WHAT IS BEING ASKED: All of the data should be output character for character, except the pictures.

--- begin PROVIDED MATERIAL ---

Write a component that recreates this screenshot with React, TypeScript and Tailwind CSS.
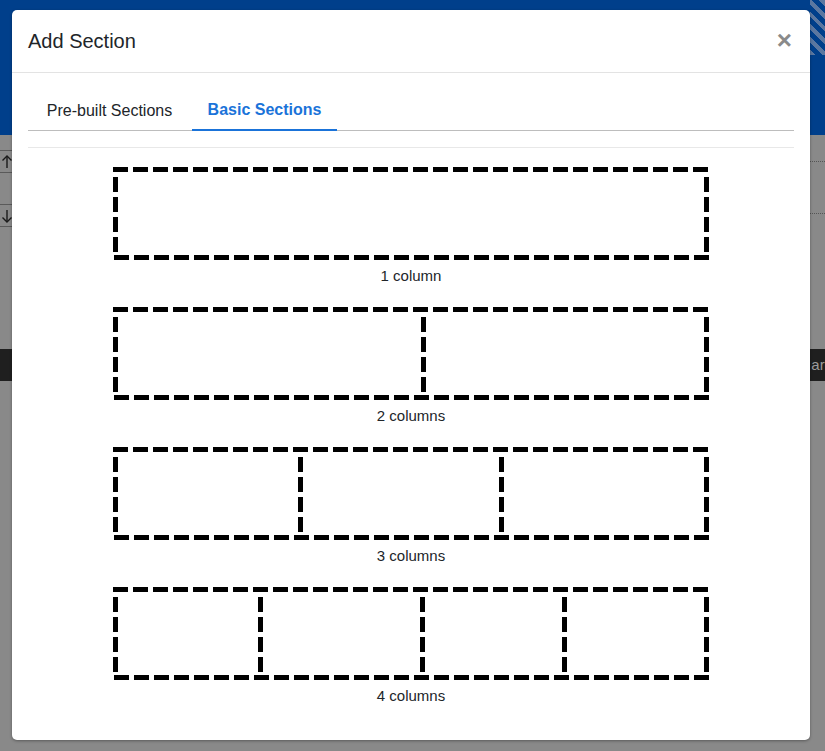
import React from 'react';

const layouts: { label: string; dividers: number[] }[] = [
  { label: '1 column', dividers: [] },
  { label: '2 columns', dividers: [308] },
  { label: '3 columns', dividers: [185, 386] },
  { label: '4 columns', dividers: [145, 307, 449] },
];

// dashed preview of a section layout
function LayoutPreview({ dividers }: { dividers: number[] }) {
  const dash = '15 5';
  return (
    <svg width="596" height="93" viewBox="0 0 596 93" shapeRendering="crispEdges">
      <g stroke="#000" strokeWidth="5" strokeDasharray={dash}>
        <line x1="0" y1="2.5" x2="596" y2="2.5" />
        <line x1="1" y1="90.5" x2="596" y2="90.5" />
        <line x1="2.5" y1="10" x2="2.5" y2="86" />
        <line x1="593.5" y1="10" x2="593.5" y2="86" />
        {dividers.map((x) => (
          <line key={x} x1={x + 2.5} y1="10" x2={x + 2.5} y2="86" />
        ))}
      </g>
    </svg>
  );
}

function SectionOption({ label, dividers }: { label: string; dividers: number[] }) {
  return (
    <div className="flex flex-col items-center mb-[21px] cursor-pointer">
      <LayoutPreview dividers={dividers} />
      <div className="mt-[6px] h-[20px] leading-[20px] text-[15px] text-[#212529]">{label}</div>
    </div>
  );
}

function Arrow({ down }: { down?: boolean }) {
  return (
    <svg width="12" height="14" viewBox="0 0 12 14" fill="none" stroke="#1a1a1a" strokeWidth="1.4">
      {down ? (
        <>
          <path d="M7 1v12" />
          <path d="M2.5 8.5L7 13l4.5-4.5" />
        </>
      ) : (
        <>
          <path d="M7 13V1" />
          <path d="M2.5 5.5L7 1l4.5 4.5" />
        </>
      )}
    </svg>
  );
}

export default function App() {
  return (
    <div
      className="relative w-full h-screen overflow-hidden bg-[#898989]"
      style={{ fontFamily: '"Liberation Sans", Arial, sans-serif' }}
    >
      {/* page behind the modal */}
      <div className="h-[135px] bg-[#003f8b] flex justify-end">
        <div className="w-[15px] h-[55px] bg-[repeating-linear-gradient(45deg,#5b77a0_0_4px,#003f8b_4px_9px)]" />
      </div>
      <div className="flex justify-between pt-[15px]">
        <div className="flex flex-col">
          <div className="w-[12px] h-[23px] border-y border-[#5a5a5a] flex items-center">
            <Arrow />
          </div>
          <div className="w-[12px] h-[23px] mt-[31px] border-y border-[#5a5a5a] flex items-center">
            <Arrow down />
          </div>
        </div>
        <div className="flex flex-col w-[15px]">
          <div className="mt-[11px] border-t border-dotted border-[#555]" />
          <div className="mt-[51px] border-t border-dotted border-[#555]" />
        </div>
      </div>
      <div className="mt-[122px] h-[32px] bg-[#1f1f1f] flex justify-end items-center overflow-hidden">
        <span className="text-[15px] text-[#9a9a9a] -mr-[8px]">ard</span>
      </div>

      {/* modal */}
      <div className="absolute inset-0 pl-[12px] pt-[10px]">
        <div className="w-[798px] h-[730px] bg-white rounded-[5px] shadow-[0_1px_3px_rgba(0,0,0,0.35)] flex flex-col">
          <div className="h-[63px] flex items-center justify-between px-[16px] border-b border-[#e3e3e3]">
            <h5 className="text-[20px] leading-[30px] text-[#212529]">Add Section</h5>
            <button className="text-[26px] leading-none font-bold text-[#8a8a8a] mr-[2px] -mt-[2px]">×</button>
          </div>
          <div className="px-[16px] pt-[16px] flex flex-col">
            <div className="flex border-b border-[#bdbdbd] h-[42px]">
              <div className="w-[164px] flex items-center justify-center text-[16px] text-[#212529] pt-[2px] pr-[1px]">Pre-built Sections</div>
              <div className="w-[145px] flex items-center justify-center text-[16px] font-bold text-[#1a73d9] border-b-2 border-[#1a73d9] -mb-[1px] pt-[2px]">
                Basic Sections
              </div>
            </div>
            <div className="mt-[16px] border-t border-[#e8e8e8]" />
            <div className="pt-[19px] flex flex-col">
              {layouts.map((l) => (
                <SectionOption key={l.label} label={l.label} dividers={l.dividers} />
              ))}
            </div>
          </div>
        </div>
      </div>
    </div>
  );
}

--- end PROVIDED MATERIAL ---

COMPLETED TASK:
Write a component that recreates this screenshot with React, TypeScript and Tailwind CSS.
import React from 'react';

const layouts: { label: string; dividers: number[] }[] = [
  { label: '1 column', dividers: [] },
  { label: '2 columns', dividers: [308] },
  { label: '3 columns', dividers: [185, 386] },
  { label: '4 columns', dividers: [145, 307, 449] },
];

// dashed preview of a section layout
function LayoutPreview({ dividers }: { dividers: number[] }) {
  const dash = '15 5';
  return (
    <svg width="596" height="93" viewBox="0 0 596 93" shapeRendering="crispEdges">
      <g stroke="#000" strokeWidth="5" strokeDasharray={dash}>
        <line x1="0" y1="2.5" x2="596" y2="2.5" />
        <line x1="1" y1="90.5" x2="596" y2="90.5" />
        <line x1="2.5" y1="10" x2="2.5" y2="86" />
        <line x1="593.5" y1="10" x2="593.5" y2="86" />
        {dividers.map((x) => (
          <line key={x} x1={x + 2.5} y1="10" x2={x + 2.5} y2="86" />
        ))}
      </g>
    </svg>
  );
}

function SectionOption({ label, dividers }: { label: string; dividers: number[] }) {
  return (
    <div className="flex flex-col items-center mb-[21px] cursor-pointer">
      <LayoutPreview dividers={dividers} />
      <div className="mt-[6px] h-[20px] leading-[20px] text-[15px] text-[#212529]">{label}</div>
    </div>
  );
}

function Arrow({ down }: { down?: boolean }) {
  return (
    <svg width="12" height="14" viewBox="0 0 12 14" fill="none" stroke="#1a1a1a" strokeWidth="1.4">
      {down ? (
        <>
          <path d="M7 1v12" />
          <path d="M2.5 8.5L7 13l4.5-4.5" />
        </>
      ) : (
        <>
          <path d="M7 13V1" />
          <path d="M2.5 5.5L7 1l4.5 4.5" />
        </>
      )}
    </svg>
  );
}

export default function App() {
  return (
    <div
      className="relative w-full h-screen overflow-hidden bg-[#898989]"
      style={{ fontFamily: '"Liberation Sans", Arial, sans-serif' }}
    >
      {/* page behind the modal */}
      <div className="h-[135px] bg-[#003f8b] flex justify-end">
        <div className="w-[15px] h-[55px] bg-[repeating-linear-gradient(45deg,#5b77a0_0_4px,#003f8b_4px_9px)]" />
      </div>
      <div className="flex justify-between pt-[15px]">
        <div className="flex flex-col">
          <div className="w-[12px] h-[23px] border-y border-[#5a5a5a] flex items-center">
            <Arrow />
          </div>
          <div className="w-[12px] h-[23px] mt-[31px] border-y border-[#5a5a5a] flex items-center">
            <Arrow down />
          </div>
        </div>
        <div className="flex flex-col w-[15px]">
          <div className="mt-[11px] border-t border-dotted border-[#555]" />
          <div className="mt-[51px] border-t border-dotted border-[#555]" />
        </div>
      </div>
      <div className="mt-[122px] h-[32px] bg-[#1f1f1f] flex justify-end items-center overflow-hidden">
        <span className="text-[15px] text-[#9a9a9a] -mr-[8px]">ard</span>
      </div>

      {/* modal */}
      <div className="absolute inset-0 pl-[12px] pt-[10px]">
        <div className="w-[798px] h-[730px] bg-white rounded-[5px] shadow-[0_1px_3px_rgba(0,0,0,0.35)] flex flex-col">
          <div className="h-[63px] flex items-center justify-between px-[16px] border-b border-[#e3e3e3]">
            <h5 className="text-[20px] leading-[30px] text-[#212529]">Add Section</h5>
            <button className="text-[26px] leading-none font-bold text-[#8a8a8a] mr-[2px] -mt-[2px]">×</button>
          </div>
          <div className="px-[16px] pt-[16px] flex flex-col">
            <div className="flex border-b border-[#bdbdbd] h-[42px]">
              <div className="w-[164px] flex items-center justify-center text-[16px] text-[#212529] pt-[2px] pr-[1px]">Pre-built Sections</div>
              <div className="w-[145px] flex items-center justify-center text-[16px] font-bold text-[#1a73d9] border-b-2 border-[#1a73d9] -mb-[1px] pt-[2px]">
                Basic Sections
              </div>
            </div>
            <div className="mt-[16px] border-t border-[#e8e8e8]" />
            <div className="pt-[19px] flex flex-col">
              {layouts.map((l) => (
                <SectionOption key={l.label} label={l.label} dividers={l.dividers} />
              ))}
            </div>
          </div>
        </div>
      </div>
    </div>
  );
}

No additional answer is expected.